A simple interpreter could look like this:

open Base
open Stdio
open Straightline

let eval x op y =
  match op with
  | Plus  -> x + y
  | Minus -> x - y
  | Times -> x * y
  | Div   -> x / y

let rec interp_stm stm env =
  let print env0 exp =
    let (v, env1) = interp_exp exp env0 in
    print_endline (Int.to_string v);
    env1
  in
  match stm with
  | Print exps ->
    List.fold_left ~init:env ~f:print exps
  | Assign (key, exp) ->
    let (data, env1) = interp_exp exp env in
    Map.set env1 ~key ~data
  | Compound (stm1, stm2) ->
    let env1 = interp_stm stm1 env in
    interp_stm stm2 env1

and interp_exp exp env =
  match exp with
  | Id k ->
    let v = Map.find_exn env k in (v, env)
  | Num x -> (x, env)
  | Op (exp1, op, exp2) ->
    let (x, env1) = interp_exp exp1 env in
    let (y, env2) = interp_exp exp2 env1 in
    let r = eval x op y in
    (r, env2)
  | Eseq (stm, exp) ->
    let env1 = interp_stm stm env in
    interp_exp exp env1

Here we’re just recursively traversing a tree, keeping a map of identifiers, evaluating arithmetic operations and printing values.

Excersises Link to heading

A couple of more excercises about trees, nothing super exciting.
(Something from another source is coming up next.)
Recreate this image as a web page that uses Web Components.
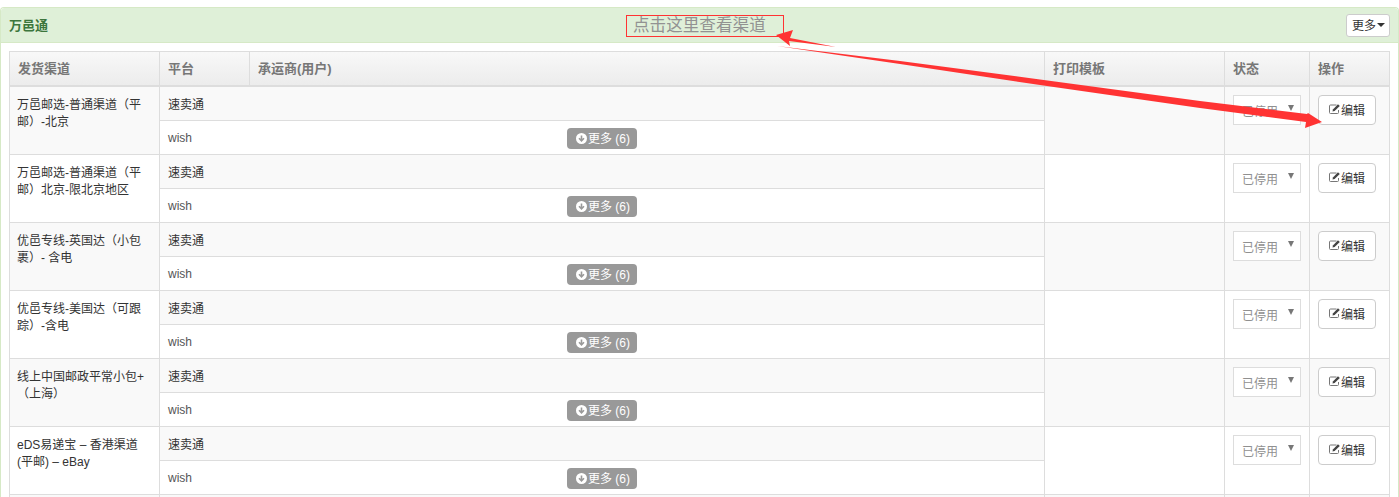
<!DOCTYPE html>
<html lang="zh">
<head>
<meta charset="utf-8">
<title>万邑通</title>
<style>
html, body { margin: 0; height: 497px; overflow: hidden; background: #fff; }
body { font: 12px/17px "Liberation Sans", "Noto Sans CJK SC", sans-serif; color: #333; padding-top: 7px; box-sizing: border-box; position: relative; }
</style>
</head>
<body>
<channel-panel heading="万邑通">
  <channel-head></channel-head>
  <channel-row name="万邑邮选-普通渠道（平邮）-北京"></channel-row>
  <channel-row name="万邑邮选-普通渠道（平邮）北京-限北京地区"></channel-row>
  <channel-row name="优邑专线-英国达（小包裹）- 含电"></channel-row>
  <channel-row name="优邑专线-美国达（可跟踪）-含电"></channel-row>
  <channel-row name="线上中国邮政平常小包+（上海）"></channel-row>
  <channel-row name="eDS易递宝 – 香港渠道 (平邮) – eBay"></channel-row>
  <channel-row blank></channel-row>
</channel-panel>
<note-overlay text="点击这里查看渠道"></note-overlay>

<script>
class ChannelPanel extends HTMLElement {
    constructor() {
        super();
        this.attachShadow({ mode: 'open' });
    }

    static get styles() {
        return /*css*/`
        :host{
            display: block;
            box-sizing: border-box;
            height: 490px;
            overflow: hidden;
            border: 1px solid #d6e9c6;
            border-bottom: 0;
            border-radius: 4px 4px 0 0;
        }
        #head{
            display: flex;
            align-items: center;
            justify-content: space-between;
            height: 34px;
            padding: 0 8px;
            background: #dff0d8;
            border-bottom: 1px solid #d6e9c6;
            border-radius: 3px 3px 0 0;
        }
        h3{
            margin: 0;
            font-size: 13px;
            font-weight: bold;
            color: #3c763d;
        }
        button{
            display: flex;
            align-items: center;
            gap: 1px;
            box-sizing: border-box;
            width: 44px;
            height: 23px;
            padding: 0 0 0 5px;
            font: inherit;
            color: #333;
            background: #fff;
            border: 1px solid #ccc;
            border-radius: 3px;
        }
        button span{
            padding-top: 3px;
        }
        i{
            border: 4px solid transparent;
            border-top-color: #333;
            border-bottom: 0;
        }
        #body{
            padding: 8px;
        }
        #table{
            border-top: 1px solid #ddd;
        }
        `
    }

    connectedCallback() {
        this.shadowRoot.innerHTML = /*html*/`
        <style>${ChannelPanel.styles}</style>
        <div id="head">
            <h3>${this.getAttribute('heading')}</h3>
            <button><span>更多</span><i></i></button>
        </div>
        <div id="body"><div id="table"><slot></slot></div></div>
        `
    }
}

class ChannelHead extends HTMLElement {
    constructor() {
        super();
        this.attachShadow({ mode: 'open' });
    }

    static get styles() {
        return /*css*/`
        :host{
            display: grid;
            grid-template-columns: 150px 90px 795px 180px 85px 81px;
            height: 35px;
            box-sizing: border-box;
            border-bottom: 2px solid #ddd;
            background: linear-gradient(#f8f8f8, #ececec);
        }
        div{
            display: flex;
            align-items: center;
            padding-left: 8px;
            border-left: 1px solid #ddd;
            font-size: 13px;
            font-weight: bold;
            color: #777;
        }
        div:first-child{
            padding-left: 6px;
        }
        div:last-child{
            border-right: 1px solid #ddd;
        }
        `
    }

    connectedCallback() {
        this.shadowRoot.innerHTML = /*html*/`
        <style>${ChannelHead.styles}</style>
        <div>发货渠道</div><div>平台</div><div>承运商(用户)</div>
        <div>打印模板</div><div>状态</div><div>操作</div>
        `
    }
}

class MoreBadge extends HTMLElement {
    constructor() {
        super();
        this.attachShadow({ mode: 'open' });
    }

    connectedCallback() {
        this.shadowRoot.innerHTML = /*html*/`
        <style>
        :host{
            display: inline-flex;
            align-items: center;
            gap: 1px;
            box-sizing: border-box;
            width: 70px;
            height: 21px;
            padding-left: 9px;
            background: #999;
            border-radius: 4px;
            color: #fff;
            white-space: nowrap;
        }
        svg{ flex: none; }
        span{ padding-top: 2px; }
        </style>
        <svg width="11" height="11" viewBox="0 0 11 11">
            <circle cx="5.5" cy="5.5" r="5.5" fill="#fff"/>
            <path d="M5.5 2.5v5M3 5.3l2.5 2.5L8 5.3" fill="none" stroke="#999" stroke-width="1.6"/>
        </svg><span>更多 (6)</span>
        `
    }
}

class StatusSelect extends HTMLElement {
    constructor() {
        super();
        this.attachShadow({ mode: 'open' });
    }

    connectedCallback() {
        this.shadowRoot.innerHTML = /*html*/`
        <style>
        :host{
            display: flex;
            align-items: center;
            justify-content: space-between;
            box-sizing: border-box;
            width: 68px;
            height: 30px;
            padding: 0 6px 0 8px;
            background: #fff;
            border: 1px solid #ddd;
            color: #909090;
        }
        span{ padding-top: 4px; }
        i{
            margin-top: -4px;
            border: 3.5px solid transparent;
            border-top: 6px solid #777;
            border-bottom: 0;
        }
        </style>
        <span>已停用</span><i></i>
        `
    }
}

class EditButton extends HTMLElement {
    constructor() {
        super();
        this.attachShadow({ mode: 'open' });
    }

    connectedCallback() {
        this.shadowRoot.innerHTML = /*html*/`
        <style>
        :host{
            display: flex;
            align-items: center;
            justify-content: center;
            box-sizing: border-box;
            width: 58px;
            height: 30px;
            background: #fff;
            border: 1px solid #ccc;
            border-radius: 4px;
            color: #333;
        }
        svg{ margin-top: -3px; }
        span{ padding-top: 3px; }
        </style>
        <svg width="12" height="12" viewBox="0 0 12 12">
            <path d="M9.5 7v2.5a1 1 0 0 1-1 1H1.5a1 1 0 0 1-1-1V3a1 1 0 0 1 1-1h6" fill="none" stroke="#777" stroke-width="1"/>
            <path d="M3.5 8.5l.4-2L9 1.2l1.8 1.7-5.2 5.2z" fill="#444"/>
        </svg><span>编辑</span>
        `
    }
}

class ChannelRow extends HTMLElement {
    constructor() {
        super();
        this.attachShadow({ mode: 'open' });
    }

    static get styles() {
        return /*css*/`
        :host{
            display: grid;
            grid-template-columns: 150px 885px 180px 85px 81px;
            height: 68px;
            box-sizing: border-box;
            border-bottom: 1px solid #ddd;
        }
        :host(:nth-of-type(odd)) .cell{
            background: #f9f9f9;
        }
        .cell{
            padding: 8px 8px 0;
            border-left: 1px solid #ddd;
        }
        .cell:last-child{
            border-right: 1px solid #ddd;
        }
        .name{
            padding: 10px 8px 0 7px;
        }
        .platforms{
            display: grid;
            grid-template-rows: 34px 33px;
            border-left: 1px solid #ddd;
        }
        .platform{
            display: grid;
            grid-template-columns: 1fr auto 1fr;
            align-items: center;
            background: #fff;
            color: #555;
        }
        .platform:first-child{
            border-bottom: 1px solid #ddd;
            background: #f9f9f9;
            color: #333;
        }
        .label{
            padding: 2px 0 0 8px;
        }
        .platform:first-child .label{
            padding-top: 4px;
        }
        more-badge{
            margin-top: 1px;
        }
        `
    }

    connectedCallback() {
        const blank = this.hasAttribute('blank');
        this.shadowRoot.innerHTML = /*html*/`
        <style>${ChannelRow.styles}</style>
        <div class="cell name">${this.getAttribute('name') || ''}</div>
        <div class="platforms">
            <div class="platform">${blank ? '' : '<span class="label">速卖通</span>'}</div>
            <div class="platform">${blank ? '' : '<span class="label">wish</span><more-badge></more-badge>'}</div>
        </div>
        <div class="cell"></div>
        <div class="cell">${blank ? '' : '<status-select></status-select>'}</div>
        <div class="cell">${blank ? '' : '<edit-button></edit-button>'}</div>
        `
    }
}

class NoteOverlay extends HTMLElement {
    constructor() {
        super();
        this.attachShadow({ mode: 'open' });
    }

    static get styles() {
        return /*css*/`
        :host{
            position: absolute;
            left: 0;
            top: 0;
            width: 1399px;
            height: 497px;
            pointer-events: none;
        }
        #box{
            position: absolute;
            left: 626px;
            top: 15px;
            width: 158px;
            height: 22px;
            box-sizing: border-box;
            padding-left: 6px;
            border: 1px solid #f33;
            font-size: 16.6px;
            line-height: 19px;
            color: #929292;
            white-space: nowrap;
        }
        svg{
            position: absolute;
            left: 0;
            top: 0;
        }
        `
    }

    connectedCallback() {
        this.shadowRoot.innerHTML = /*html*/`
        <style>${NoteOverlay.styles}</style>
        <div id="box">${this.getAttribute('text')}</div>
        <svg width="1399" height="497" viewBox="0 0 1399 497">
            <path fill="#f33" d="M776 35 793 30 790 38 836 47 789 41 790 46z"/>
            <path fill="#f33" d="M777 46 900 61 1040 79.5 1200 101 1307 114 1308 113 1322 122 1305 128 1306 122 1200 108 1040 85 900 64z"/>
        </svg>
        `
    }
}

customElements.define('channel-panel', ChannelPanel);
customElements.define('channel-head', ChannelHead);
customElements.define('more-badge', MoreBadge);
customElements.define('status-select', StatusSelect);
customElements.define('edit-button', EditButton);
customElements.define('channel-row', ChannelRow);
customElements.define('note-overlay', NoteOverlay);
</script>
</body>
</html>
So I won’t paste the rest of my solutions here. To implement a balanced-tree (ex. d) I’ve read the chapter about Red-Black Trees in Okasaki book. The code is here.

Well, thats all for part 1! The next one is about lexical analysis where we’ll write a simple lexer for the Tiger language.

Conclusion Link to heading

By the time I’ve decided to start writing this post I’ve already finished reading 6th chapter and here are some first impressions:

  • The book is clear and enjoyable to read. Programming assignments and exercises are well thought out
  • Implementing the typechecker (chapter 5) wasn’t easy, for me it took a week to make it work and typecheck correctly every given example program
  • Chapter 6 feels easier (less code to write), but requires some basic knowledge about microprocessor architectures (SPARK, MIPS)

I wouldn’t recommend starting with this book to someone with zero compiler design knowledge. But it is definitely a must read for people who already know the basics of compiler construction.